— begin —
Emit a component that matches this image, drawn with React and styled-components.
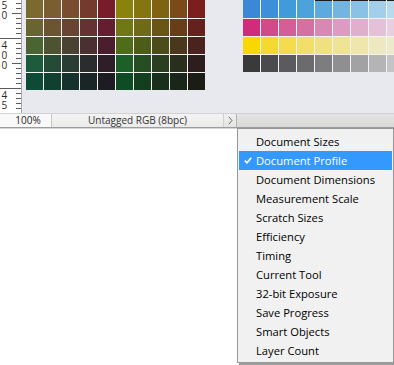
import React from "react";
import styled, { createGlobalStyle } from "styled-components";

/**
 * Swatch colours of the two patches on the canvas
 */
const warmRows = [
  ["#7a6a30", "#7a5d30", "#7a4d30", "#743a2e", "#781c2c", "#8a820c", "#857510", "#7f6212", "#7a4a18", "#7a1e1e"],
  ["#6a6432", "#6a5432", "#6a4432", "#643232", "#641e30", "#707815", "#6e6a15", "#6a5515", "#683e1a", "#66201e"],
  ["#4c6432", "#4c5232", "#4c4232", "#4a3030", "#4a1e2c", "#4e6c1a", "#4e5c1a", "#4c4c1a", "#4a381c", "#4a221e"],
  ["#1e5a3c", "#264a38", "#2a3c34", "#2a2c2e", "#2e1e28", "#1e5e28", "#264e24", "#2a3e20", "#2a2e1e", "#2c1e1c"],
  ["#0e4a36", "#124030", "#16322c", "#1a2626", "#1c1c22", "#0e4c26", "#143e20", "#18301c", "#1a261a", "#1c1c16"],
];

const inkRows = [
  ["#3a88d6", "#3c8fd8", "#419ada", "#4ea2dc", "#5eaade", "#72b5e2", "#8ac2e6", "#a3cfea", "#b9d9ed"],
  ["#d02c7a", "#d24b89", "#d45e97", "#d570a3", "#d888b3", "#dc9bbf", "#e0afcb", "#e4c1d7", "#e8cfdf"],
  ["#f8d800", "#f5d92e", "#f4dc4e", "#f2df68", "#f0e180", "#efe398", "#eee6ad", "#ede8bf", "#ece9cc"],
  ["#3a3a3c", "#4b4b4d", "#5b5b5d", "#6b6b6d", "#7d7d7f", "#8f8f91", "#a2a2a4", "#b4b4b6", "#c4c4c6"],
];

const menuItems = [
  "Document Sizes",
  "Document Profile",
  "Document Dimensions",
  "Measurement Scale",
  "Scratch Sizes",
  "Efficiency",
  "Timing",
  "Current Tool",
  "32-bit Exposure",
  "Save Progress",
  "Smart Objects",
  "Layer Count",
];

/**
 * Ruler labels: each number is written top to bottom, one digit under the other
 */
const rulerLabels = [
  { digits: ["5", "0"], y: 9 },
  { digits: ["4", "0", "0"], y: 49 },
  { digits: ["4", "5"], y: 99 },
];

/**
 * Page reset
 */
const GlobalStyle = createGlobalStyle`
  html, body {
    margin: 0;
    padding: 0;
    background: #fff;
  }
  body {
    font-family: "Open Sans", "Segoe UI", sans-serif;
  }
`;

const Screen = styled.div`
  position: relative;
  width: 394px;
  height: 365px;
  overflow: hidden;
  background: #fff;
`;

const DocWindow = styled.div`
  display: flex;
  flex-direction: column;
`;

const Workspace = styled.div`
  display: flex;
  height: 113px;
  overflow: hidden;
  background: #e7e9ef;
`;

const RulerBox = styled.svg`
  display: block;
  flex: none;
  width: 21px;
  height: 113px;
  background: #fff;
  border-right: 1px solid #a9a9a9;
`;

const RulerDigit = styled.text`
  font-family: "Open Sans", sans-serif;
  font-size: 10px;
  fill: #2a2a2a;
`;

const Canvas = styled.div`
  display: flex;
  align-items: flex-start;
  gap: 38px;
  padding-left: 4px;
`;

const SwatchGrid = styled.div`
  display: grid;
  grid-template-columns: repeat(${(p) => p.$cols}, 17px);
  grid-template-rows: 18px repeat(${(p) => p.$rows - 1}, 17px);
  gap: 1px;
  flex: none;
  background: #f3f3f1;
`;

const Swatch = styled.div`
  background: ${(p) => p.$color};
  box-shadow: ${(p) => (p.$dark ? "inset 0 1px 0 #1c1c1c" : "none")};
`;

const StatusBar = styled.div`
  display: flex;
  height: 13px;
  border-top: 1px solid #d2d2d2;
  border-bottom: 1px solid #9c9c9c;
  box-shadow: 0 1px 0 #d4d4d4;
  font-size: 10px;
  line-height: 13px;
  color: #333;
`;

const ZoomField = styled.div`
  width: 46px;
  padding-left: 5px;
  text-align: center;
  background: #f9f9f9;
  border-right: 1px solid #c6c6c6;
  color: #222;
`;

const ProfileField = styled.div`
  width: 171px;
  text-align: center;
  background: linear-gradient(#f3f3f3, #ebebeb);
`;

const MenuButton = styled.div`
  display: flex;
  align-items: center;
  justify-content: center;
  width: 12px;
  border-left: 1px solid #cfcfcf;
  border-right: 1px solid #b4b4b4;
  background: linear-gradient(#f0f0f0, #e4e4e4);
`;

const Filler = styled.div`
  flex: 1;
  background: linear-gradient(#e4e4e4, #d9d9d9);
`;

const Menu = styled.ul`
  position: absolute;
  left: 237px;
  top: 128px;
  width: 153px;
  margin: 0;
  padding: 3px 1px 2px;
  list-style: none;
  background: #f1f1f1;
  border: 1px solid #979797;
  box-shadow: 2px 2px 0 #9c9c9c;
  font-size: 11.2px;
  color: #000;
`;

const MenuItem = styled.li`
  position: relative;
  height: 19px;
  line-height: 19px;
  padding-left: 17px;
  white-space: nowrap;
  background: ${(p) => (p.$active ? "#3399ff" : "transparent")};
  color: ${(p) => (p.$active ? "#fff" : "inherit")};
`;

const Check = styled.svg`
  position: absolute;
  left: 5px;
  top: 6px;
`;

/**
 * Vertical ruler with ticks and stacked digits
 */
const Ruler = () => {
  const ticks = [];
  for (let y = -12; y <= 113; y += 5) {
    const step = (y + 12) % 50;
    const x1 = step === 0 ? 0 : step === 25 ? 12 : 16;
    ticks.push(<line key={y} x1={x1} x2={21} y1={y + 0.5} y2={y + 0.5} stroke="#5a5a5a" strokeWidth="1" />);
  }
  return (
    <RulerBox viewBox="0 0 21 113">
      {ticks}
      {rulerLabels.map((label) => (
        <RulerDigit key={label.y} x="1.5" y={label.y}>
          {label.digits.map((d, i) => (
            <tspan key={i} x="1.5" dy={i === 0 ? 0 : 10}>
              {d}
            </tspan>
          ))}
        </RulerDigit>
      ))}
    </RulerBox>
  );
};

const App = () => {
  return (
    <Screen>
      <GlobalStyle />
      <DocWindow>
        <Workspace>
          <Ruler />
          <Canvas>
            <SwatchGrid $cols={10} $rows={5}>
              {warmRows.flatMap((row, r) =>
                row.map((c, i) => <Swatch key={`${r}-${i}`} $color={c} />)
              )}
            </SwatchGrid>
            <SwatchGrid $cols={9} $rows={4}>
              {inkRows.flatMap((row, r) =>
                row.map((c, i) => <Swatch key={`${r}-${i}`} $color={c} $dark={r === 0 && i >= 4} />)
              )}
            </SwatchGrid>
          </Canvas>
        </Workspace>
        <StatusBar>
          <ZoomField>100%</ZoomField>
          <ProfileField>Untagged RGB (8bpc)</ProfileField>
          <MenuButton>
            <svg width="5" height="9" viewBox="0 0 5 9">
              <polyline points="0.8,0.8 4,4.5 0.8,8.2" fill="none" stroke="#6a6a6a" strokeWidth="1" />
            </svg>
          </MenuButton>
          <Filler />
        </StatusBar>
      </DocWindow>
      <Menu>
        {menuItems.map((label) => {
          const active = label === "Document Profile";
          return (
            <MenuItem key={label} $active={active}>
              {active && (
                <Check width="8" height="7" viewBox="0 0 8 7">
                  <path d="M0.8 3.6 L3 5.8 L7.2 0.8" fill="none" stroke="#fff" strokeWidth="1.7" />
                </Check>
              )}
              {label}
            </MenuItem>
          );
        })}
      </Menu>
    </Screen>
  );
};

export default App;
— end —
▶ Task requirements
Working from the material above, transcribe it exactly while omitting pictures.

▶ Result
Emit a component that matches this image, drawn with React and styled-components.
import React from "react";
import styled, { createGlobalStyle } from "styled-components";

/**
 * Swatch colours of the two patches on the canvas
 */
const warmRows = [
  ["#7a6a30", "#7a5d30", "#7a4d30", "#743a2e", "#781c2c", "#8a820c", "#857510", "#7f6212", "#7a4a18", "#7a1e1e"],
  ["#6a6432", "#6a5432", "#6a4432", "#643232", "#641e30", "#707815", "#6e6a15", "#6a5515", "#683e1a", "#66201e"],
  ["#4c6432", "#4c5232", "#4c4232", "#4a3030", "#4a1e2c", "#4e6c1a", "#4e5c1a", "#4c4c1a", "#4a381c", "#4a221e"],
  ["#1e5a3c", "#264a38", "#2a3c34", "#2a2c2e", "#2e1e28", "#1e5e28", "#264e24", "#2a3e20", "#2a2e1e", "#2c1e1c"],
  ["#0e4a36", "#124030", "#16322c", "#1a2626", "#1c1c22", "#0e4c26", "#143e20", "#18301c", "#1a261a", "#1c1c16"],
];

const inkRows = [
  ["#3a88d6", "#3c8fd8", "#419ada", "#4ea2dc", "#5eaade", "#72b5e2", "#8ac2e6", "#a3cfea", "#b9d9ed"],
  ["#d02c7a", "#d24b89", "#d45e97", "#d570a3", "#d888b3", "#dc9bbf", "#e0afcb", "#e4c1d7", "#e8cfdf"],
  ["#f8d800", "#f5d92e", "#f4dc4e", "#f2df68", "#f0e180", "#efe398", "#eee6ad", "#ede8bf", "#ece9cc"],
  ["#3a3a3c", "#4b4b4d", "#5b5b5d", "#6b6b6d", "#7d7d7f", "#8f8f91", "#a2a2a4", "#b4b4b6", "#c4c4c6"],
];

const menuItems = [
  "Document Sizes",
  "Document Profile",
  "Document Dimensions",
  "Measurement Scale",
  "Scratch Sizes",
  "Efficiency",
  "Timing",
  "Current Tool",
  "32-bit Exposure",
  "Save Progress",
  "Smart Objects",
  "Layer Count",
];

/**
 * Ruler labels: each number is written top to bottom, one digit under the other
 */
const rulerLabels = [
  { digits: ["5", "0"], y: 9 },
  { digits: ["4", "0", "0"], y: 49 },
  { digits: ["4", "5"], y: 99 },
];

/**
 * Page reset
 */
const GlobalStyle = createGlobalStyle`
  html, body {
    margin: 0;
    padding: 0;
    background: #fff;
  }
  body {
    font-family: "Open Sans", "Segoe UI", sans-serif;
  }
`;

const Screen = styled.div`
  position: relative;
  width: 394px;
  height: 365px;
  overflow: hidden;
  background: #fff;
`;

const DocWindow = styled.div`
  display: flex;
  flex-direction: column;
`;

const Workspace = styled.div`
  display: flex;
  height: 113px;
  overflow: hidden;
  background: #e7e9ef;
`;

const RulerBox = styled.svg`
  display: block;
  flex: none;
  width: 21px;
  height: 113px;
  background: #fff;
  border-right: 1px solid #a9a9a9;
`;

const RulerDigit = styled.text`
  font-family: "Open Sans", sans-serif;
  font-size: 10px;
  fill: #2a2a2a;
`;

const Canvas = styled.div`
  display: flex;
  align-items: flex-start;
  gap: 38px;
  padding-left: 4px;
`;

const SwatchGrid = styled.div`
  display: grid;
  grid-template-columns: repeat(${(p) => p.$cols}, 17px);
  grid-template-rows: 18px repeat(${(p) => p.$rows - 1}, 17px);
  gap: 1px;
  flex: none;
  background: #f3f3f1;
`;

const Swatch = styled.div`
  background: ${(p) => p.$color};
  box-shadow: ${(p) => (p.$dark ? "inset 0 1px 0 #1c1c1c" : "none")};
`;

const StatusBar = styled.div`
  display: flex;
  height: 13px;
  border-top: 1px solid #d2d2d2;
  border-bottom: 1px solid #9c9c9c;
  box-shadow: 0 1px 0 #d4d4d4;
  font-size: 10px;
  line-height: 13px;
  color: #333;
`;

const ZoomField = styled.div`
  width: 46px;
  padding-left: 5px;
  text-align: center;
  background: #f9f9f9;
  border-right: 1px solid #c6c6c6;
  color: #222;
`;

const ProfileField = styled.div`
  width: 171px;
  text-align: center;
  background: linear-gradient(#f3f3f3, #ebebeb);
`;

const MenuButton = styled.div`
  display: flex;
  align-items: center;
  justify-content: center;
  width: 12px;
  border-left: 1px solid #cfcfcf;
  border-right: 1px solid #b4b4b4;
  background: linear-gradient(#f0f0f0, #e4e4e4);
`;

const Filler = styled.div`
  flex: 1;
  background: linear-gradient(#e4e4e4, #d9d9d9);
`;

const Menu = styled.ul`
  position: absolute;
  left: 237px;
  top: 128px;
  width: 153px;
  margin: 0;
  padding: 3px 1px 2px;
  list-style: none;
  background: #f1f1f1;
  border: 1px solid #979797;
  box-shadow: 2px 2px 0 #9c9c9c;
  font-size: 11.2px;
  color: #000;
`;

const MenuItem = styled.li`
  position: relative;
  height: 19px;
  line-height: 19px;
  padding-left: 17px;
  white-space: nowrap;
  background: ${(p) => (p.$active ? "#3399ff" : "transparent")};
  color: ${(p) => (p.$active ? "#fff" : "inherit")};
`;

const Check = styled.svg`
  position: absolute;
  left: 5px;
  top: 6px;
`;

/**
 * Vertical ruler with ticks and stacked digits
 */
const Ruler = () => {
  const ticks = [];
  for (let y = -12; y <= 113; y += 5) {
    const step = (y + 12) % 50;
    const x1 = step === 0 ? 0 : step === 25 ? 12 : 16;
    ticks.push(<line key={y} x1={x1} x2={21} y1={y + 0.5} y2={y + 0.5} stroke="#5a5a5a" strokeWidth="1" />);
  }
  return (
    <RulerBox viewBox="0 0 21 113">
      {ticks}
      {rulerLabels.map((label) => (
        <RulerDigit key={label.y} x="1.5" y={label.y}>
          {label.digits.map((d, i) => (
            <tspan key={i} x="1.5" dy={i === 0 ? 0 : 10}>
              {d}
            </tspan>
          ))}
        </RulerDigit>
      ))}
    </RulerBox>
  );
};

const App = () => {
  return (
    <Screen>
      <GlobalStyle />
      <DocWindow>
        <Workspace>
          <Ruler />
          <Canvas>
            <SwatchGrid $cols={10} $rows={5}>
              {warmRows.flatMap((row, r) =>
                row.map((c, i) => <Swatch key={`${r}-${i}`} $color={c} />)
              )}
            </SwatchGrid>
            <SwatchGrid $cols={9} $rows={4}>
              {inkRows.flatMap((row, r) =>
                row.map((c, i) => <Swatch key={`${r}-${i}`} $color={c} $dark={r === 0 && i >= 4} />)
              )}
            </SwatchGrid>
          </Canvas>
        </Workspace>
        <StatusBar>
          <ZoomField>100%</ZoomField>
          <ProfileField>Untagged RGB (8bpc)</ProfileField>
          <MenuButton>
            <svg width="5" height="9" viewBox="0 0 5 9">
              <polyline points="0.8,0.8 4,4.5 0.8,8.2" fill="none" stroke="#6a6a6a" strokeWidth="1" />
            </svg>
          </MenuButton>
          <Filler />
        </StatusBar>
      </DocWindow>
      <Menu>
        {menuItems.map((label) => {
          const active = label === "Document Profile";
          return (
            <MenuItem key={label} $active={active}>
              {active && (
                <Check width="8" height="7" viewBox="0 0 8 7">
                  <path d="M0.8 3.6 L3 5.8 L7.2 0.8" fill="none" stroke="#fff" strokeWidth="1.7" />
                </Check>
              )}
              {label}
            </MenuItem>
          );
        })}
      </Menu>
    </Screen>
  );
};

export default App;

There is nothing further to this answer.